Ariela leaves a large amount of space for names, and she can generally contract her writing to fit most names. In cases of extremely long names, she may have to use a smaller pen to fit the entire thing. Alternatively, if your officiant agrees it is permitted, your surname might be omitted.

What happens if my name is really short? Will there be a gap in the text?

Nope. Many Hebrew letters are wonderfully stretchy, and Ariela can also increase the spacing between words and between letters to make sure there are no gaps. In the cases of extremely short names, or in English (which does not lend itself to stretching like Hebrew does), decorative flourishes will be added to ensure that there is no visible gap in the text.

How should we enter our Hebrew names on the ketubah form?

There are two options for entering your Hebrew name. You can use Hebrew ASCII characters cut-and-pasted from an appropriate source, such as
Magictyper
. Please bear in mind that this is an LTR text field, so you will need to reverse it. (We hope to change that soon, but for now, please bear with us.) You can also transliterate your Hebrew name. If you are concerned about getting it right, please feel free to send us an email after placing your order. Please reference your order number when doing so.

What if I (or my parents) don’t have a Hebrew name?

If you are ordering a Secular English Marriage Covenant text, you can feel free to ignore these fields, as there is no Hebrew in your text. For the other three, if you or your parents don’t have a Hebrew name, please write “transliterate” in the appropriate box and we will write your English name in Hebrew letters.

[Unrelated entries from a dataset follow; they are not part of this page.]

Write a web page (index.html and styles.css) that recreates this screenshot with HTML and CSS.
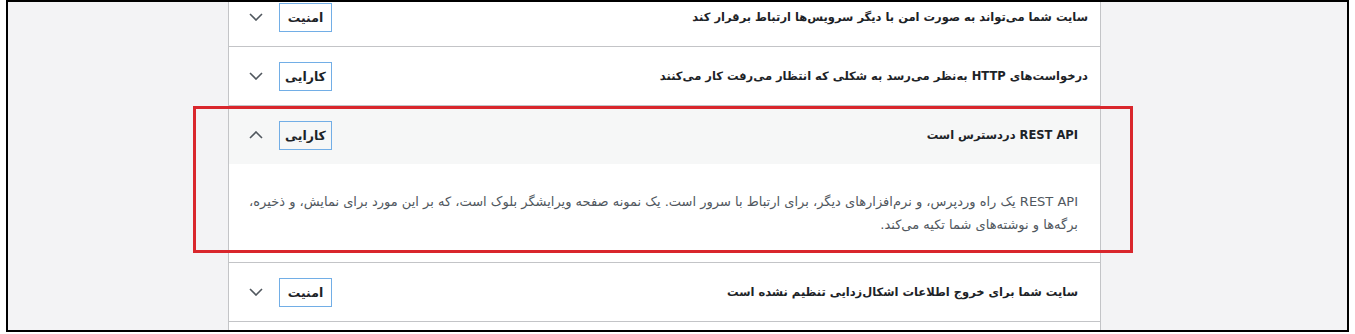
FILE: index.html
```html
<!DOCTYPE html>
<html lang="fa" dir="ltr">
<head>
    <meta charset="UTF-8">
    <meta name="viewport" content="width=device-width, initial-scale=1.0">
    <title>سلامت سایت</title>
    <link rel="stylesheet" href="styles.css">
</head>
<body>
    <div class="frame">
        <div class="accordion" dir="rtl">
            <!-- Passed tests -->
            <div class="item">
                <div class="item-head">
                    <span class="item-title">سایت شما می‌تواند به صورت امن با دیگر سرویس‌ها ارتباط برقرار کند</span>
                    <span class="item-meta">
                        <span class="badge">امنیت</span>
                        <svg class="chevron" width="14" height="8" viewBox="0 0 14 8"><path d="M1 1 L7 7 L13 1"/></svg>
                    </span>
                </div>
            </div>

            <div class="item">
                <div class="item-head">
                    <span class="item-title">درخواست‌های HTTP به‌نظر می‌رسد به شکلی که انتظار می‌رفت کار می‌کنند</span>
                    <span class="item-meta">
                        <span class="badge">کارایی</span>
                        <svg class="chevron" width="14" height="8" viewBox="0 0 14 8"><path d="M1 1 L7 7 L13 1"/></svg>
                    </span>
                </div>
            </div>

            <div class="item open">
                <div class="item-head">
                    <span class="item-title alt">REST API دردسترس است</span>
                    <span class="item-meta">
                        <span class="badge">کارایی</span>
                        <svg class="chevron" width="14" height="8" viewBox="0 0 14 8"><path d="M1 7 L7 1 L13 7"/></svg>
                    </span>
                </div>
                <div class="item-panel">
                    <p>REST API یک راه وردپرس، و نرم‌افزارهای دیگر، برای ارتباط با سرور است. یک نمونه صفحه ویرایشگر بلوک است، که بر این مورد برای نمایش، و ذخیره، برگه‌ها و نوشته‌های شما تکیه می‌کند.</p>
                </div>
            </div>

            <div class="item">
                <div class="item-head">
                    <span class="item-title alt">سایت شما برای خروج اطلاعات اشکال‌زدایی تنظیم نشده است</span>
                    <span class="item-meta">
                        <span class="badge">امنیت</span>
                        <svg class="chevron" width="14" height="8" viewBox="0 0 14 8"><path d="M1 1 L7 7 L13 1"/></svg>
                    </span>
                </div>
            </div>

            <div class="item">
                <div class="item-head"></div>
            </div>
        </div>

        <!-- highlight box -->
        <div class="highlight"></div>
    </div>
</body>
</html>
```

FILE: styles.css
```css
* {
    margin: 0;
    padding: 0;
    box-sizing: border-box;
}

body {
    font-family: Tahoma, "DejaVu Sans", sans-serif;
    background-color: #fff;
    color: #1d2327;
}

.frame {
    position: relative;
    margin-left: 6px;
    width: 1343px;
    height: 332px;
    border: 2px solid #000;
    background-color: #f3f3f5;
    overflow: hidden;
}

/* Accordion */
.accordion {
    width: 873px;
    margin-left: 220px;
    margin-top: -14px;
    background-color: #fff;
    border-left: 1px solid #c3c4c7;
    border-right: 1px solid #c3c4c7;
}

.item {
    border-bottom: 1px solid #c3c4c7;
}

.item-head {
    height: 58px;
    display: flex;
    align-items: center;
    justify-content: space-between;
    padding: 0 12px 0 20px;
}

.open .item-head {
    background-color: #f6f7f7;
}

.item-title {
    font-size: 11.5px;
    font-weight: bold;
    color: #1d2327;
}

.item-title.alt {
    margin-right: 10px;
}

.item-meta {
    display: flex;
    align-items: center;
    gap: 16px;
}

.badge {
    display: flex;
    align-items: center;
    justify-content: center;
    width: 53px;
    height: 29px;
    border: 1px solid #72aee6;
    font-size: 12.5px;
    font-weight: bold;
    color: #1d2327;
}

.chevron path {
    fill: none;
    stroke: #50575e;
    stroke-width: 1.6;
}

.item-panel {
    padding: 26px 22px 26px 20px;
}

.item-panel p {
    font-size: 13px;
    line-height: 23px;
    color: #50575e;
}

/* Red annotation box */
.highlight {
    position: absolute;
    left: 185px;
    top: 104px;
    width: 940px;
    height: 147px;
    border: 3px solid #d9262c;
}
```
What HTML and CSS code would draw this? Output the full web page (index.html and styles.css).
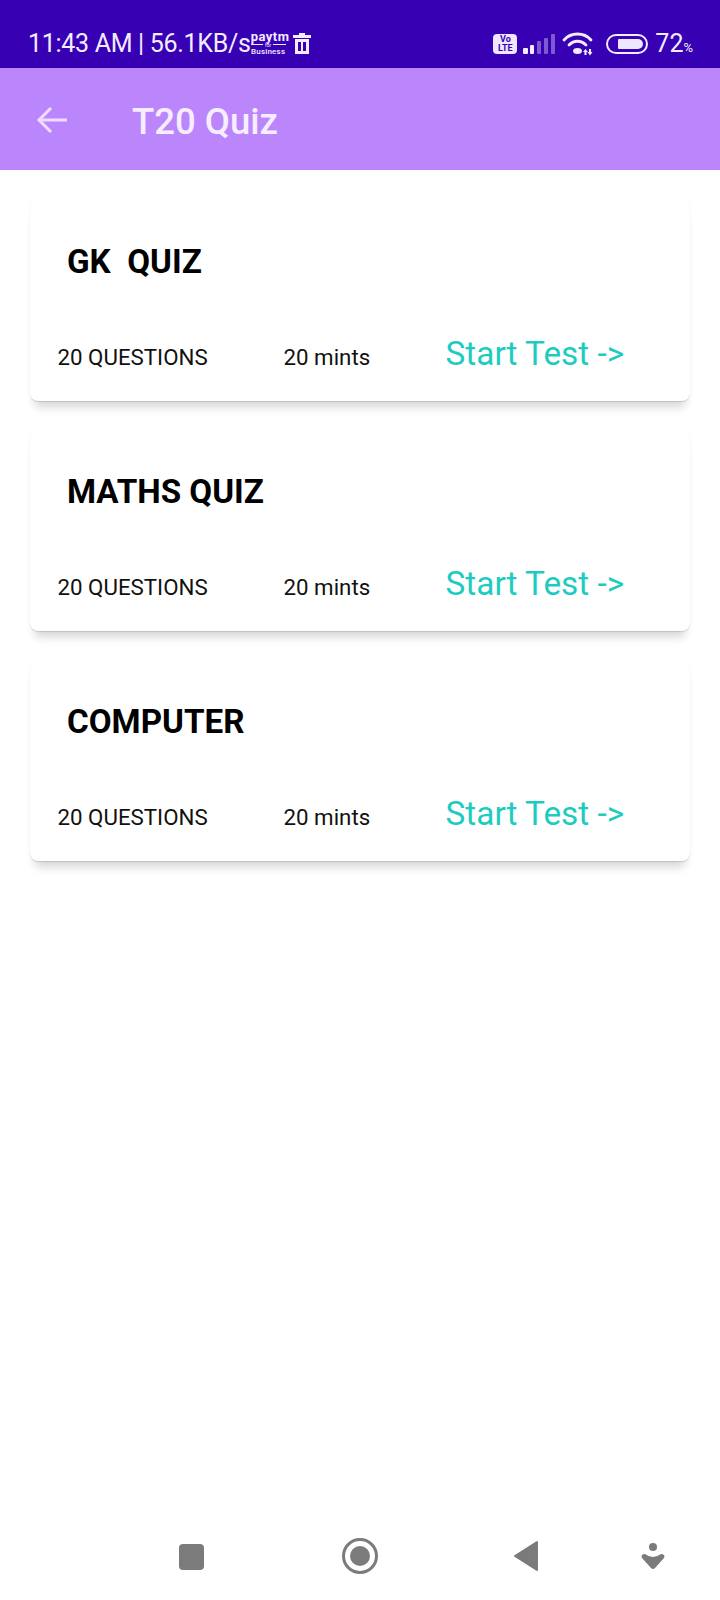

Why are you asking for our parents’ names?

The tradition of Hebrew naming predates surnames. People were identified as “Jess, child of David” rather than “Jess Davidson,” or, to use the Hebrew placeholder name, “Ploni, child of Moni.” The tradition has persisted. Many people now prefer to list both parents, so that option is provided as well. If you wish to omit one or both of your parents’ names on a text with Hebrew, please consult with your officiant and let us know.

I have a step-parent/adoptive parent I want to include on my ketubah; can I do that?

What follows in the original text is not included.